Fig and Pumpkin Cake (Gluten Free!)
The mornings are darker and chillier, the perfect environment to wrap myself in a thick blanket and write all morning with a lukewarm coffee by my side. It’s perfectly (I’m not going to say “splendid”… Haunting of Bly Manor was terrible, right?) cozy and I hope this temperature never changes. As the days get shorter, I find that my work days ease up a bit. I’m powered by the Sun so the longer it’s out the longer I feel like working. Now, mornings are slow and mostly consist of writing, sketching, and boring computer related tasks. Or laying in bed and watching a morning a movie, those are the best work days! Then when the sun perks up I bake a little something to warm the house up a few degrees.

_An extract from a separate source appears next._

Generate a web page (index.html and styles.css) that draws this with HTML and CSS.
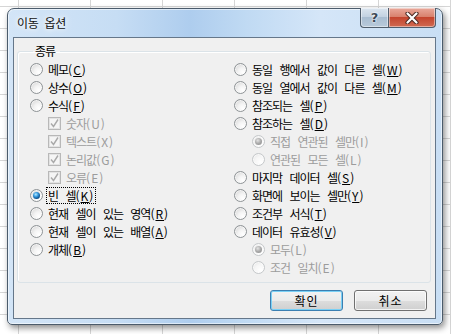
FILE: index.html
```html
<!DOCTYPE html>
<html lang="ko">
  <head>
    <meta charset="UTF-8" />
    <meta name="viewport" content="width=device-width, initial-scale=1.0" />
    <title>이동 옵션</title>
    <link rel="stylesheet" href="styles.css">
  </head>
  <body>
    <div class="dialog">
      <div class="titlebar">
        <span class="title">이동 옵션</span>
        <div class="caption-btns">
          <span class="cbtn help">?</span>
          <span class="cbtn close">
            <svg width="14" height="12" viewBox="0 0 14 12">
              <path d="M2.5 1.5 L11.5 10.5 M11.5 1.5 L2.5 10.5" stroke="#4a2a24" stroke-width="4.2" stroke-linecap="round" fill="none" />
              <path d="M2.5 1.5 L11.5 10.5 M11.5 1.5 L2.5 10.5" stroke="#fff" stroke-width="2.2" stroke-linecap="round" fill="none" />
            </svg>
          </span>
        </div>
      </div>

      <div class="client">
        <fieldset class="group">
          <legend>종류</legend>
          <div class="cols">
            <div class="col">
              <div class="opt"><span class="radio"></span><span class="label">메모<span class="key">(<u>C</u>)</span></span></div>
              <div class="opt"><span class="radio"></span><span class="label">상수<span class="key">(<u>O</u>)</span></span></div>
              <div class="opt"><span class="radio"></span><span class="label">수식<span class="key">(<u>F</u>)</span></span></div>
              <div class="opt sub off"><span class="check"><svg width="11" height="11" viewBox="0 0 11 11"><path d="M2 5.5 L4.5 8.5 L9 1.5" stroke="#a9a9a9" stroke-width="1.4" fill="none" /></svg></span><span class="label">숫자<span class="key">(U)</span></span></div>
              <div class="opt sub off"><span class="check"><svg width="11" height="11" viewBox="0 0 11 11"><path d="M2 5.5 L4.5 8.5 L9 1.5" stroke="#a9a9a9" stroke-width="1.4" fill="none" /></svg></span><span class="label">텍스트<span class="key">(X)</span></span></div>
              <div class="opt sub off"><span class="check"><svg width="11" height="11" viewBox="0 0 11 11"><path d="M2 5.5 L4.5 8.5 L9 1.5" stroke="#a9a9a9" stroke-width="1.4" fill="none" /></svg></span><span class="label">논리값<span class="key">(G)</span></span></div>
              <div class="opt sub off"><span class="check"><svg width="11" height="11" viewBox="0 0 11 11"><path d="M2 5.5 L4.5 8.5 L9 1.5" stroke="#a9a9a9" stroke-width="1.4" fill="none" /></svg></span><span class="label">오류<span class="key">(E)</span></span></div>
              <div class="opt"><span class="radio on"></span><span class="label focus">빈 셀<span class="key">(<u>K</u>)</span></span></div>
              <div class="opt"><span class="radio"></span><span class="label">현재 셀이 있는 영역<span class="key">(<u>R</u>)</span></span></div>
              <div class="opt"><span class="radio"></span><span class="label">현재 셀이 있는 배열<span class="key">(<u>A</u>)</span></span></div>
              <div class="opt"><span class="radio"></span><span class="label">개체<span class="key">(<u>B</u>)</span></span></div>
            </div>
            <div class="col">
              <div class="opt"><span class="radio"></span><span class="label">동일 행에서 값이 다른 셀<span class="key">(<u>W</u>)</span></span></div>
              <div class="opt"><span class="radio"></span><span class="label">동일 열에서 값이 다른 셀<span class="key">(<u>M</u>)</span></span></div>
              <div class="opt"><span class="radio"></span><span class="label">참조되는 셀<span class="key">(<u>P</u>)</span></span></div>
              <div class="opt"><span class="radio"></span><span class="label">참조하는 셀<span class="key">(<u>D</u>)</span></span></div>
              <div class="opt sub off"><span class="radio on"></span><span class="label">직접 연관된 셀만<span class="key">(I)</span></span></div>
              <div class="opt sub off"><span class="radio"></span><span class="label">연관된 모든 셀<span class="key">(L)</span></span></div>
              <div class="opt"><span class="radio"></span><span class="label">마지막 데이터 셀<span class="key">(<u>S</u>)</span></span></div>
              <div class="opt"><span class="radio"></span><span class="label">화면에 보이는 셀만<span class="key">(<u>Y</u>)</span></span></div>
              <div class="opt"><span class="radio"></span><span class="label">조건부 서식<span class="key">(<u>T</u>)</span></span></div>
              <div class="opt"><span class="radio"></span><span class="label">데이터 유효성<span class="key">(<u>V</u>)</span></span></div>
              <div class="opt sub off"><span class="radio on"></span><span class="label">모두<span class="key">(L)</span></span></div>
              <div class="opt sub off"><span class="radio"></span><span class="label">조건 일치<span class="key">(E)</span></span></div>
            </div>
          </div>
        </fieldset>

        <div class="actions">
          <button class="btn default">확인</button>
          <button class="btn">취소</button>
        </div>
      </div>
    </div>
  </body>
</html>
```

FILE: styles.css
```css
body {
  margin: 0;
  width: 451px;
  height: 334px;
  overflow: hidden;
  font-family: "Noto Sans CJK KR", sans-serif;
  background-color: #fff;
  background-image: linear-gradient(to right, #d6d6d6 1px, transparent 1px),
    linear-gradient(to bottom, #d6d6d6 1px, transparent 1px);
  background-size: 72px 100%, 100% 22px;
  background-position: 18px 0, 0 6px;
}

.dialog {
  margin: 8px 0 0 7px;
  width: 436px;
  height: 317px;
  box-sizing: border-box;
  display: flex;
  flex-direction: column;
  border: 1px solid #4b5b6b;
  border-radius: 7px 7px 5px 5px;
  background: linear-gradient(to right, #d3e5f7 0%, #c6ddf4 25%, #aecdee 42%, #c0daf3 55%, #d5e6f8 72%, #c8def4 100%);
  box-shadow: inset 0 0 0 1px rgba(255, 255, 255, 0.55), 2px 3px 6px rgba(0, 0, 0, 0.45);
}

/* title bar */
.titlebar {
  height: 28px;
  display: flex;
  align-items: flex-start;
}

.title {
  margin: 6px 0 0 9px;
  font-size: 12px;
  line-height: 16px;
  color: #111;
  letter-spacing: -0.3px;
  word-spacing: 3px;
  text-shadow: 0 0 5px #fff, 0 0 8px rgba(255, 255, 255, 0.9);
}

.caption-btns {
  margin: -1px 6px 0 auto;
  display: flex;
}

.cbtn {
  height: 20px;
  box-sizing: border-box;
  border: 1px solid #4f5d6c;
  border-top: none;
  display: flex;
  align-items: center;
  justify-content: center;
  box-shadow: inset 0 0 0 1px rgba(255, 255, 255, 0.45);
}

.help {
  width: 28px;
  border-radius: 0 0 0 4px;
  border-right: none;
  background: linear-gradient(to bottom, #dbe5ef 0%, #c3d2e1 45%, #a9bdd1 50%, #b8cadb 100%);
  font-family: "DejaVu Sans", sans-serif;
  font-weight: bold;
  font-size: 13px;
  color: #3d4956;
  text-shadow: 0 0 2px #fff, 0 0 2px #fff;
}

.close {
  width: 48px;
  border-radius: 0 0 4px 0;
  background: linear-gradient(to bottom, #e9a99b 0%, #d9826e 45%, #c4452e 50%, #d06a52 100%);
}

/* client area */
.client {
  flex: 1;
  margin: 0 6px 5px 5px;
  border: 1px solid #65778a;
  background: #f0f0f0;
  display: flex;
  flex-direction: column;
}

.group {
  margin: 5px 4px 0 3px;
  padding: 1px 0 6px 12px;
  border: 1px solid #dbe3e8;
  border-radius: 3px;
  box-shadow: inset 1px 1px 0 #fff;
}

.group legend {
  margin-left: 3px;
  padding: 0 5px 0 2px;
  font-size: 12px;
  line-height: 16px;
  letter-spacing: -1px;
}

.cols {
  display: grid;
  grid-template-columns: 204px 1fr;
}

.opt {
  height: 18px;
  display: flex;
  align-items: center;
  gap: 4px;
  font-size: 12px;
  color: #000;
}

.opt.sub {
  padding-left: 18px;
}

.opt.off {
  color: #9c9c9c;
}

.label {
  line-height: 15px;
  padding: 0 1px;
  letter-spacing: -1px;
  word-spacing: 5px;
  white-space: nowrap;
}

.label.focus {
  outline: 1px dotted #000;
  outline-offset: 0;
}

.key {
  letter-spacing: 1px;
}

.radio {
  width: 13px;
  height: 13px;
  box-sizing: border-box;
  flex: none;
  position: relative;
  border-radius: 50%;
  border: 1px solid #8e9396;
  background: radial-gradient(circle at 70% 75%, #fff 0%, #f3f3f3 40%, #cfcfcf 100%);
  box-shadow: inset 0 0 0 1px rgba(255, 255, 255, 0.6);
}

.radio.on::after {
  content: "";
  position: absolute;
  inset: 2px;
  border-radius: 50%;
  background: radial-gradient(circle at 40% 35%, #b8ecff 0%, #3a9ce0 35%, #115896 65%, #0b2f55 100%);
}

.off .radio {
  border-color: #c5c8ca;
  background: radial-gradient(circle at 70% 75%, #fff 0%, #f6f6f6 50%, #e2e2e2 100%);
}

.off .radio.on::after {
  background: radial-gradient(circle at 40% 35%, #e4e4e4 0%, #a9a9a9 50%, #8a8a8a 100%);
}

.check {
  width: 13px;
  height: 13px;
  box-sizing: border-box;
  flex: none;
  border: 1px solid #b8b8b8;
  background: #f5f5f5;
  box-shadow: inset 0 0 0 1px #e3e3e3;
  display: flex;
  align-items: center;
  justify-content: center;
}

/* buttons */
.actions {
  display: flex;
  justify-content: flex-end;
  gap: 11px;
  margin: 7px 8px 0 0;
}

.btn {
  width: 73px;
  height: 21px;
  padding: 0;
  border: 1px solid #707070;
  border-radius: 3px;
  background: linear-gradient(to bottom, #f2f2f2 0%, #ebebeb 50%, #dddddd 51%, #cfcfcf 100%);
  box-shadow: inset 0 0 0 1px rgba(255, 255, 255, 0.75);
  font-family: "Noto Sans CJK KR", sans-serif;
  font-size: 12px;
  letter-spacing: 1px;
  color: #000;
}

.btn.default {
  border-color: #3c7fb1;
  box-shadow: inset 0 0 0 1px #7ad0f5;
}
```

It’s crazy to think that it was just 2 weeks ago we were experiencing heatwave 1294703287598327 of 2020 and could barely handle boiling water without being drenched in sweat. Hopefully by this time next year our new kitchen will be done and we’ll have modern temperature control, like A/C, so our lives aren’t so temperature sensitive.
Anyways, how have you been? Are the leaves changing color where you live? If you have orange leaves near you will you please send me a picture? The air around here is crisp and smells like Fall but the trees are just sort of brown and crunchy. It’s fine. I can’t wait to drive to New Jersey next month and hopefully catch the end of the East Coast foliage changing colors! Oh, did I mention we are road tripping across the country to see our families at the end of the year? We are! I’m excited but also a little nervous to leave our bubble because the farthest we’ve been away in months has been about 1 hour. Are people wearing masks in Arizona and Oklahoma? Gosh, I hope so…
Instead of being anxious about anti-mask confrontations, I’m just going to channel my energy into figuring out our road trip snack situation. I say we need 4 days worth of cake to keep our energy up and to accompany the copious amounts of coffee we’ll consume. Reuben will definitely disagree and say we don’t actually need any snacks at all… but I’m going to sneak a loaf cake or two in my bag anyways. He will thank me later.
Figs are my Jam!
Did someone say cake?! I’m so excited to share this Fig and Pumpkin Cake with you! And it’s gluten-free (a little more about that later)! I had a major craving for a pumpkin swiss roll with cream cheese frosting a few weeks ago and at the same time watched the Christina Tosi episode of the Chef Show where they assemble a Milk Bar style cake. So, like any other sane person, I grabbed my cake ring, roasted some squash, and got baking!
I also wanted to add another layer of flavor that was fresh and bright. Fall baked goods can feel really heavy… lots of spices, heavy on molasses and maple syrup, pounds of cream cheese. Our fig tree was (and still is) overflowing with ripe figs and I’m still forcing myself to enjoy eating them, so I incorporated them into the cake! I do have to admit that sliced figs are incredibly pretty. My favorite decoration for any baked good will always be fruit. They are already beautiful and you don’t need to mess around with piping tips and pastry bags.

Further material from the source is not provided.